We came over the trees and I moved the stick to the left and pushed hard on the right rudder. We came down like a rock until we were about 50 feet above the ground. I released the rudder and centered the stick and slowed our descent. It's a strong testimony to the feeling of control I have in this plane that I would hold a slip that long. Usually in the Tampico I'd only slip down to 200 feet. The difference between the Tampico and the RV-6 seems like what you'd feel if you moved from a Buick sedan to a Miata.
We took off again and followed I-71 down to a grass airport named Port-O-John. This one had a more more narrow runway than we had been using, and had the distraction of being right next to I-71. Maybe that focused my concentration a bit more because it was the best landing I had made yet. Straight down the runway, no swerves. Whooo-hoo! The takeoff was just as good. So, back to Bolton to try the paved beast again.
How did it go? I don't want to talk about it.
I've gotten into the habit of post-flight inspecting the plane. I never really had to do that with the Tampico. But the RV-6 has just come out of annual, and things will usually vibrate loose for the first few hours. The radio vibrated out enough to lose its connection while we were out flying, for example. There were also a couple of loose screws after the first flight. This time, though, there was actual damage.

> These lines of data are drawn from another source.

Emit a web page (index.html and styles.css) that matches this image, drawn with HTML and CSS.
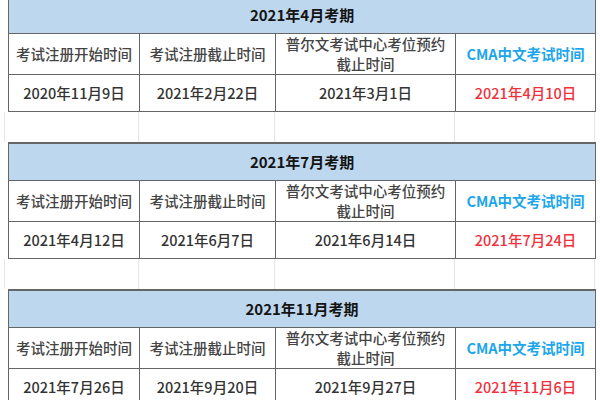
FILE: index.html
```html
<!DOCTYPE html>
<html lang="zh-CN">
<head>
<meta charset="utf-8">
<link rel="stylesheet" href="styles.css">
</head>
<body>
<div class="sheet">
  <table class="exam">
    <colgroup><col class="c1"><col class="c2"><col class="c3"><col class="c4"></colgroup>
    <tr class="title"><td colspan="4">2021年4月考期</td></tr>
    <tr class="head"><td>考试注册开始时间</td><td>考试注册截止时间</td><td>普尔文考试中心考位预约<br>截止时间</td><td class="cma">CMA中文考试时间</td></tr>
    <tr class="data"><td>2020年11月9日</td><td>2021年2月22日</td><td>2021年3月1日</td><td class="red">2021年4月10日</td></tr>
  </table>
  <div class="gap"><span></span><span></span><span></span><span></span><span></span><span></span></div>
  <table class="exam">
    <colgroup><col class="c1"><col class="c2"><col class="c3"><col class="c4"></colgroup>
    <tr class="title"><td colspan="4">2021年7月考期</td></tr>
    <tr class="head"><td>考试注册开始时间</td><td>考试注册截止时间</td><td>普尔文考试中心考位预约<br>截止时间</td><td class="cma">CMA中文考试时间</td></tr>
    <tr class="data"><td>2021年4月12日</td><td>2021年6月7日</td><td>2021年6月14日</td><td class="red">2021年7月24日</td></tr>
  </table>
  <div class="gap"><span></span><span></span><span></span><span></span><span></span><span></span></div>
  <table class="exam">
    <colgroup><col class="c1"><col class="c2"><col class="c3"><col class="c4"></colgroup>
    <tr class="title"><td colspan="4">2021年11月考期</td></tr>
    <tr class="head"><td>考试注册开始时间</td><td>考试注册截止时间</td><td>普尔文考试中心考位预约<br>截止时间</td><td class="cma">CMA中文考试时间</td></tr>
    <tr class="data"><td>2021年7月26日</td><td>2021年9月20日</td><td>2021年9月27日</td><td class="red">2021年11月6日</td></tr>
  </table>
</div>
</body>
</html>
```
FILE: styles.css
```css
html, body {
  margin: 0;
  padding: 0;
  background: #ffffff;
  overflow: hidden;
}
body {
  width: 600px;
  height: 400px;
  font-family: "Noto Sans CJK SC", "Noto Sans", sans-serif;
  color: #3a3a3a;
}
.sheet {
  margin-top: -5px;
}
.exam {
  margin-left: 8px;
  width: 587px;
  border-collapse: collapse;
  table-layout: fixed;
}
.c1 { width: 131px; }
.c2 { width: 136px; }
.c3 { width: 180px; }
.c4 { width: 140px; }
.exam td {
  border: 1.5px solid #666666;
  text-align: center;
  vertical-align: middle;
  padding: 0;
  font-size: 14.5px;
  font-weight: 500;
  line-height: 20px;
  white-space: nowrap;
}
.title td {
  height: 36px;
  background: #bdd7ee;
  font-weight: 700;
  font-size: 15px;
  color: #141414;
  border-top-width: 2px;
}
.head td {
  height: 40px;
  color: #444444;
}
.data td {
  height: 36px;
  color: #333333;
}
.head td.cma {
  color: #1ea6ea;
  font-weight: 700;
  font-size: 14.5px;
}
.data td.red {
  color: #f2303c;
}
.gap {
  display: grid;
  grid-template-columns: 5px 134px 136px 180px 140px 5px;
  height: 30px;
}
.gap span {
  border-right: 1px solid #e6e6e6;
}
.gap span:last-child {
  border-right: none;
}
```
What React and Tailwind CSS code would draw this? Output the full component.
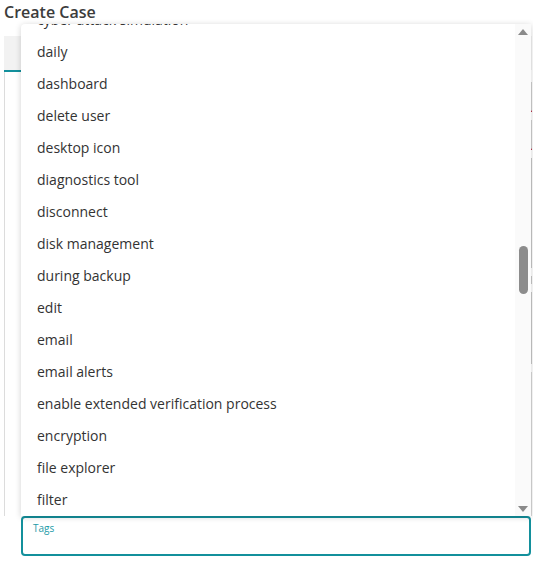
import { useState } from "react";

const tags = [
    "cyber attack simulation",
    "daily",
    "dashboard",
    "delete user",
    "desktop icon",
    "diagnostics tool",
    "disconnect",
    "disk management",
    "during backup",
    "edit",
    "email",
    "email alerts",
    "enable extended verification process",
    "encryption",
    "file explorer",
    "filter",
    "firewall"
];

function App() {

    const [value, setValue] = useState("");

    return (

        <div className="w-[533px] h-[566px] bg-white overflow-hidden font-['Open_Sans',sans-serif]">

            <h1 className="pl-[4px] pt-[1px] h-[24px] text-[16px] leading-[22px] font-semibold text-[#3c3c3c]">
                Create Case
            </h1>

            {/* Form behind the menu */}

            <div className="ml-[4px] mt-[12px] w-[528px]">

                <div className="h-[34px] bg-[#f2f2f2]"></div>
                <div className="h-[2px] w-[18px] bg-[#13909c]"></div>

                <div className="border-l border-[#dcdcdc] h-[444px] pl-[17px] pt-[10px] flex flex-col gap-[8px]">
                    <div className="h-[30px] border-r border-b-2 border-r-[#d0d0d0] border-b-[#b5001f]"></div>
                    <div className="h-[30px] border-r border-b-2 border-r-[#d0d0d0] border-b-[#b5001f]"></div>
                    <div className="h-[110px] border-r border-b border-[#c8c8c8]"></div>
                    <div className="h-[8px] border-r border-b border-[#c8c8c8]"></div>
                    <div className="h-[72px] border-r border-b border-[#c8c8c8]"></div>
                    <div className="flex-1 border-r border-[#d8d8d8]"></div>
                </div>

                {/* Tags */}

                <div className="relative pl-[17px] pb-[10px]">

                    <div className="absolute left-[17px] w-[510px] bottom-full h-[492px] bg-white rounded-tl-[4px] shadow-[0_1px_6px_rgba(0,0,0,0.18)] flex overflow-hidden">

                        <ul className="flex-1 overflow-hidden">
                            <div className="-mt-[21px]">
                                {tags.map((tag) => (
                                    <li
                                        key={tag}
                                        className="h-[32px] pl-[16px] flex items-center text-[14px] text-[#333333] whitespace-nowrap"
                                    >
                                        {tag}
                                    </li>
                                ))}
                            </div>
                        </ul>

                        {/* Scrollbar */}

                        <div className="w-[16px] bg-[#fafafa] flex flex-col items-center">
                            <div className="mt-[5px] w-0 h-0 border-l-[5px] border-r-[5px] border-b-[6px] border-l-transparent border-r-transparent border-b-[#8a8a8a]"></div>
                            <div className="mt-[211px] w-[9px] h-[48px] rounded-full bg-[#8c8c8c]"></div>
                            <div className="flex-1"></div>
                            <div className="mb-[4px] w-0 h-0 border-l-[5px] border-r-[5px] border-t-[6px] border-l-transparent border-r-transparent border-t-[#8a8a8a]"></div>
                        </div>

                    </div>

                    <label className="block w-[510px] h-[40px] border-2 border-[#13909c] rounded-[4px] px-[10px] pt-[4px]">
                        <span className="block text-[10px] leading-[12px] text-[#1b9aa7]">
                            Tags
                        </span>
                        <input
                            type="text"
                            value={value}
                            onChange={(event) => setValue(event.target.value)}
                            className="w-full text-[13px] outline-none bg-transparent"
                        />
                    </label>

                </div>

            </div>

        </div>

    );

}

export default App;
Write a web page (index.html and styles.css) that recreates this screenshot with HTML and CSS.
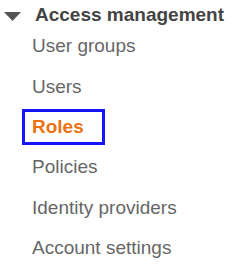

The right wheel pant had broken through the bolt and washer that holds it onto the wheel nut. It hadn't hit anything, but all the zigging and zagging back and forth on the paved runways was probably enough to roll the tire over to rub on it. I went ahead and took it and the left side off. I probably won't put them back on until I go to Oshkosh. It costs 5 - 10 mph to leave them off, but I'm weeks away from going any significant distance.
I put the plane back in the hangar, cleaned off the bugs, and grabbed a brew from the fridge. I sat on the couch and just stared at the plane while I enjoyed the breeze, the cold beer, and the sounds of the airport. I'm sure enjoying my vacation!